* **Excerpted data**
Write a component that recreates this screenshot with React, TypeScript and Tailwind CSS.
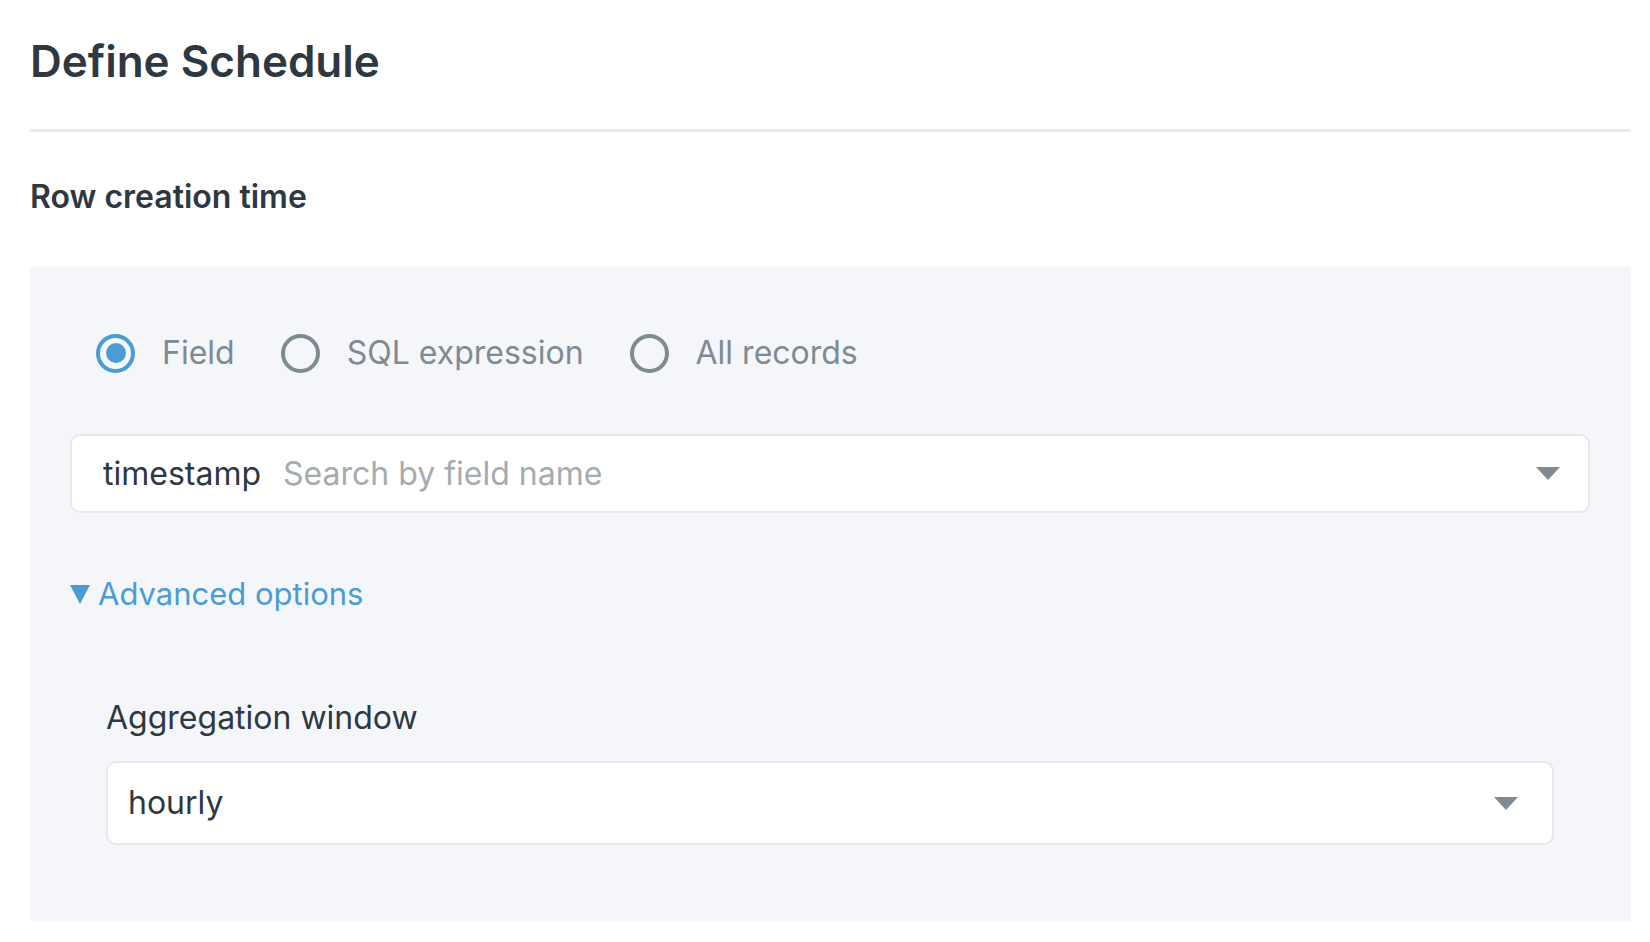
import React from 'react'

function Caret() {
  return (
    <svg width="24" height="13" viewBox="0 0 24 13" className="shrink-0">
      <path d="M0 0 H24 L12 13 Z" fill="#7f8a93" />
    </svg>
  )
}

function Radio({ label, checked }: { label: string; checked?: boolean }) {
  return (
    <label className="flex items-center gap-[27px]">
      {checked ? (
        <span className="flex h-[39px] w-[39px] items-center justify-center rounded-full border-[4px] border-[#4b9cd3]">
          <span className="h-[20px] w-[20px] rounded-full bg-[#4b9cd3]" />
        </span>
      ) : (
        <span className="h-[39px] w-[39px] rounded-full border-[4px] border-[#7f8a93]" />
      )}
      <span className="text-[32px] leading-[40px] text-[#7f8a93]">{label}</span>
    </label>
  )
}

export default function App() {
  return (
    <div className="min-h-screen bg-white pl-[30px] pr-[19px] font-['Inter',sans-serif]">
      <h1 className="pt-[35px] text-[44px] font-semibold leading-[53px] text-[#2e3841]">
        Define Schedule
      </h1>
      <div className="mt-[41px] h-[3px] bg-[#e8ebee]" />

      <h2 className="mt-[46px] text-[32px] font-semibold leading-[38px] text-[#2e3841]">
        Row creation time
      </h2>

      <div className="mt-[51px] h-[654px] bg-[#f5f6fa] pl-[40px] pr-[41px] pt-[66px]">
        <div className="ml-[26px] flex items-center gap-[46px]">
          <Radio label="Field" checked />
          <Radio label="SQL expression" />
          <Radio label="All records" />
        </div>

        <div className="mt-[61px] flex h-[79px] items-center rounded-[10px] border-2 border-[#e6e8eb] bg-white pl-[31px] pr-[28px]">
          <span className="text-[32px] text-[#2e3841]">timestamp</span>
          <span className="ml-[22px] flex-1 text-[32px] text-[#a6abb0]">Search by field name</span>
          <Caret />
        </div>

        <div className="mt-[61px] flex items-center gap-[8px] text-[#4b9cd3]">
          <svg width="20" height="19" viewBox="0 0 20 19">
            <path d="M0 0 H20 L10 19 Z" fill="#4b9cd3" />
          </svg>
          <span className="text-[31px] leading-[40px]">Advanced options</span>
        </div>

        <div className="px-[36px] pt-[84px]">
          <div className="text-[32px] leading-[40px] text-[#2e3841]">Aggregation window</div>
          <div className="mt-[23px] flex h-[84px] items-center rounded-[10px] border-2 border-[#e6e8eb] bg-white pl-[20px] pr-[34px]">
            <span className="flex-1 text-[32px] text-[#2e3841]">hourly</span>
            <Caret />
          </div>
        </div>
      </div>
    </div>
  )
}
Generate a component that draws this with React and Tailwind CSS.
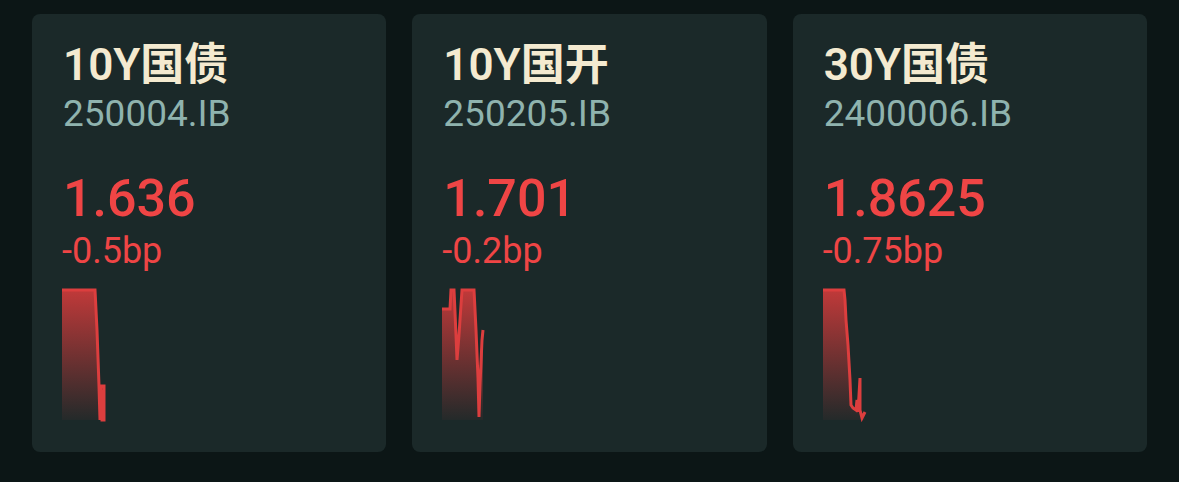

* **What is being asked**
Leave out the pictures and transcribe the entries above exactly.

* **Result**
Write a component that recreates this screenshot with React, TypeScript and Tailwind CSS.
import React from 'react'

function Caret() {
  return (
    <svg width="24" height="13" viewBox="0 0 24 13" className="shrink-0">
      <path d="M0 0 H24 L12 13 Z" fill="#7f8a93" />
    </svg>
  )
}

function Radio({ label, checked }: { label: string; checked?: boolean }) {
  return (
    <label className="flex items-center gap-[27px]">
      {checked ? (
        <span className="flex h-[39px] w-[39px] items-center justify-center rounded-full border-[4px] border-[#4b9cd3]">
          <span className="h-[20px] w-[20px] rounded-full bg-[#4b9cd3]" />
        </span>
      ) : (
        <span className="h-[39px] w-[39px] rounded-full border-[4px] border-[#7f8a93]" />
      )}
      <span className="text-[32px] leading-[40px] text-[#7f8a93]">{label}</span>
    </label>
  )
}

export default function App() {
  return (
    <div className="min-h-screen bg-white pl-[30px] pr-[19px] font-['Inter',sans-serif]">
      <h1 className="pt-[35px] text-[44px] font-semibold leading-[53px] text-[#2e3841]">
        Define Schedule
      </h1>
      <div className="mt-[41px] h-[3px] bg-[#e8ebee]" />

      <h2 className="mt-[46px] text-[32px] font-semibold leading-[38px] text-[#2e3841]">
        Row creation time
      </h2>

      <div className="mt-[51px] h-[654px] bg-[#f5f6fa] pl-[40px] pr-[41px] pt-[66px]">
        <div className="ml-[26px] flex items-center gap-[46px]">
          <Radio label="Field" checked />
          <Radio label="SQL expression" />
          <Radio label="All records" />
        </div>

        <div className="mt-[61px] flex h-[79px] items-center rounded-[10px] border-2 border-[#e6e8eb] bg-white pl-[31px] pr-[28px]">
          <span className="text-[32px] text-[#2e3841]">timestamp</span>
          <span className="ml-[22px] flex-1 text-[32px] text-[#a6abb0]">Search by field name</span>
          <Caret />
        </div>

        <div className="mt-[61px] flex items-center gap-[8px] text-[#4b9cd3]">
          <svg width="20" height="19" viewBox="0 0 20 19">
            <path d="M0 0 H20 L10 19 Z" fill="#4b9cd3" />
          </svg>
          <span className="text-[31px] leading-[40px]">Advanced options</span>
        </div>

        <div className="px-[36px] pt-[84px]">
          <div className="text-[32px] leading-[40px] text-[#2e3841]">Aggregation window</div>
          <div className="mt-[23px] flex h-[84px] items-center rounded-[10px] border-2 border-[#e6e8eb] bg-white pl-[20px] pr-[34px]">
            <span className="flex-1 text-[32px] text-[#2e3841]">hourly</span>
            <Caret />
          </div>
        </div>
      </div>
    </div>
  )
}
Generate a component that draws this with React and Tailwind CSS.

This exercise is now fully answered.